4. Save it in a structured format (like a CSV or database).

### How it works
#### 1. Requests
- The scraper (your Python program) sends an HTTP request to a website’s server, usually using libraries like `requests` or tools like `Scrapy`.
- The request asks the server to send the content of a specific web page (for example, `https://example.com/products`).

#### 2. Response
- The website’s server responds by sending the requested page’s content back to the scraper.
- This content is usually in the form of HTML code, which contains the structure and text of the web page.
- The scraper doesn’t see the page visually like a human browser does ,it reads the HTML source.

#### 3. Parsing
- The scraper now needs to extract specific data from the raw HTML.
- This step is called `parsing`, and it involves analyzing the HTML structure using tools like:
    - `BeautifulSoup` (for HTML/XML parsing)
    - `re` (regular expressions, for text matching)
- During parsing, you identify elements using their tags, classes, or IDs (e.g., `<div>`, `<h1>`, `<span>`).

#### 4. Storage
- Once the data has been extracted, it’s organized and stored in a structured format for analysis.
- Common storage formats include:
    - `CSV` files (for spreadsheets)
    - `JSON` files (for structured data)
    - `Databases` (like MySQL, MongoDB, or SQLite)

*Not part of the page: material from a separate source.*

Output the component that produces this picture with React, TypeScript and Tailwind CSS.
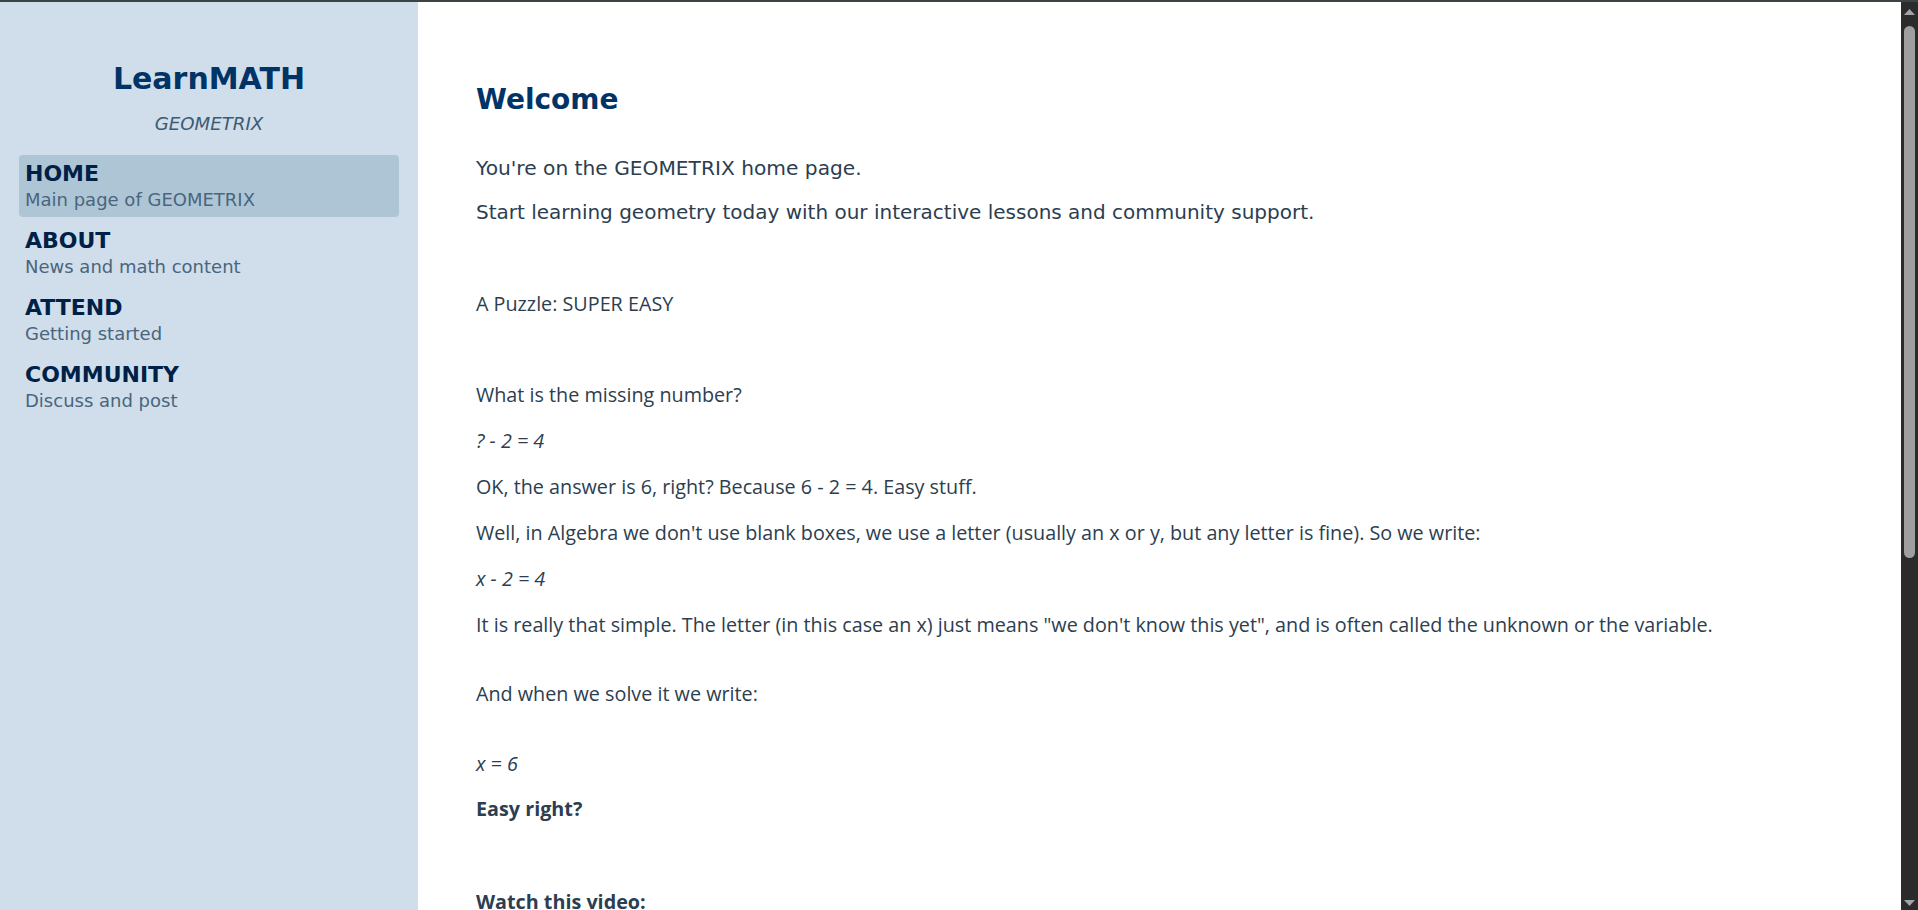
import React from 'react';

const nav = [
  { t: 'HOME', s: 'Main page of GEOMETRIX', active: true },
  { t: 'ABOUT', s: 'News and math content', active: false },
  { t: 'ATTEND', s: 'Getting started', active: false },
  { t: 'COMMUNITY', s: 'Discuss and post', active: false },
];

function ScrollBar() {
  return (
    <div className="flex w-[17px] shrink-0 flex-col items-center bg-[#2b2b2b]">
      <svg width="11" height="6" viewBox="0 0 11 6" className="mt-[7px] shrink-0">
        <path d="M5.5 0 L11 6 L0 6 Z" fill="#a3a3a3" />
      </svg>
      <div className="mt-[11px] h-[532px] w-[11px] shrink-0 rounded-full bg-[#9f9f9f]" />
      <div className="flex-1" />
      <svg width="11" height="6" viewBox="0 0 11 6" className="mb-[4px] shrink-0">
        <path d="M0 0 L11 0 L5.5 6 Z" fill="#a3a3a3" />
      </svg>
    </div>
  );
}

export default function App() {
  return (
    <div className="flex h-screen flex-col bg-white">
      <div className="h-[2px] shrink-0 bg-[#3b4346]" />
      <div className="flex min-h-0 flex-1">
        <div className="min-w-0 flex-1 overflow-y-auto [scrollbar-width:none]">
          <div className="flex min-h-full">
            <aside className="w-[418px] shrink-0 bg-[#cfdeea] px-[19px] pt-[59px] font-['DejaVu_Sans',sans-serif]">
              <h1 className="text-center text-[30px] font-bold leading-[36px] text-[#003366]">LearnMATH</h1>
              <p className="mt-[15px] text-center text-[18.2px] italic leading-[24px] text-[#3d5a73]">GEOMETRIX</p>
              <nav className="mt-[19px] flex flex-col gap-[5px]">
                {nav.map((n) => (
                  <div
                    key={n.t}
                    className={
                      n.active
                        ? 'rounded-[4px] bg-[#aec5d6] px-[6px] pt-[6px] pb-[4px]'
                        : 'rounded-[4px] px-[6px] pt-[6px] pb-[4px]'
                    }
                  >
                    <div className="text-[22px] font-bold leading-[26px] text-[#002147]">{n.t}</div>
                    <div className="text-[18px] leading-[26px] text-[#4a657d]">{n.s}</div>
                  </div>
                ))}
              </nav>
            </aside>
            <main className="flex-1 pl-[58px] pt-[81px] pb-[566px] text-[#2c3e50]">
              <div className="font-['DejaVu_Sans',sans-serif]">
                <h2 className="text-[28px] font-bold leading-[34px] text-[#003366]">Welcome</h2>
                <p className="mt-[36px] text-[20.2px] leading-[30px]">You're on the GEOMETRIX home page.</p>
                <p className="mt-[14px] text-[20px] leading-[30px]">
                  Start learning geometry today with our interactive lessons and community support.
                </p>
              </div>
              <div className="font-['Open_Sans',sans-serif] text-[19.75px] leading-[28px]">
                <p className="mt-[63px]">A Puzzle: SUPER EASY</p>
                <p className="mt-[63px]">What is the missing number?</p>
                <p className="mt-[18px] italic">? - 2 = 4</p>
                <p className="mt-[18px]">OK, the answer is 6, right? Because 6 - 2 = 4. Easy stuff.</p>
                <p className="mt-[18px]">
                  Well, in Algebra we don't use blank boxes, we use a letter (usually an x or y, but any letter is fine). So we write:
                </p>
                <p className="mt-[18px] italic">x - 2 = 4</p>
                <p className="mt-[18px]">
                  It is really that simple. The letter (in this case an x) just means "we don't know this yet", and is often called the unknown or the variable.
                </p>
                <p className="mt-[41px]">And when we solve it we write:</p>
                <p className="mt-[42px] italic">x = 6</p>
                <p className="mt-[17px] font-bold">Easy right?</p>
                <p className="mt-[65px] font-bold">Watch this video:</p>
              </div>
            </main>
          </div>
        </div>
        <ScrollBar />
      </div>
    </div>
  );
}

### Common Tools & Libraries:

- `BeautifulSoup` – Parses HTML to extract data easily.
- `Requests` – Sends HTTP requests to access web pages.
- `Selenium` – Automates browsers to scrape JavaScript-heavy websites.
- `Scrapy` – A complete framework for large-scale scraping.

### Importance of Web Scraping

#### 1. Data Collection and Aggregation
- **Market Research**: Gather insights about competitors, market trends, and customer preferences.
- **Price Monitoring**: E-commerce platforms can dynamically adjust prices based on competitor data.
- **News Aggregation**: Pull articles from various sources for centralized, real-time news coverage.

#### 2. Business Intelligence and Analytics
- **Customer Sentiment Analysis**: Extract reviews and social media comments to improve products/services.
- **Trend Analysis**: Identify industry patterns using scraped data from multiple sources.

#### 3. Content Extraction
- **Academic Research**: Automate data collection for analysis in research papers.
- **Data Journalism**: Support investigative journalism with structured and verifiable data.

#### 4. Lead Generation
- **Contact Information**: Extract emails and phone numbers for marketing campaigns.
- **Job Listings**: Aggregate listings across sites to assist job seekers and recruitment platforms.

#### 5. SEO and SEM Strategies
- **Keyword Research**: Analyze keywords used by competitors for SEO optimization.
- **Backlink Analysis**: Discover competitor backlink sources to improve your domain authority.

#### 6. Automating Repetitive Tasks
- **Data Entry**: Reduce manual effort and error by automating data capture.
- **Monitoring**: Track changes and updates to websites automatically.

#### 7. Personal Projects and Learning
- **Portfolio Projects**: Showcase your skills in data collection and processing.
- **Learning and Experimentation**: Practice and explore Python, HTML parsing, and data analysis.

### Ethical and Legal Considerations

While web scraping is powerful, it's essential to use it **responsibly and ethically**:

- **Respect Terms of Service**: Always check if the website permits scraping.
- **Respect `robots.txt`**: Follow the site’s crawling policies.
- **Data Privacy**: Avoid scraping personal data unless consent is given and comply with laws like **GDPR**.
- **Server Load**: Don’t overload servers with rapid, repeated scraping — it can lead to denial-of-service issues.

> ⚠️ Always scrape **politely** and **ethically**. Use user-agents, time delays, and handle retries/errors gracefully.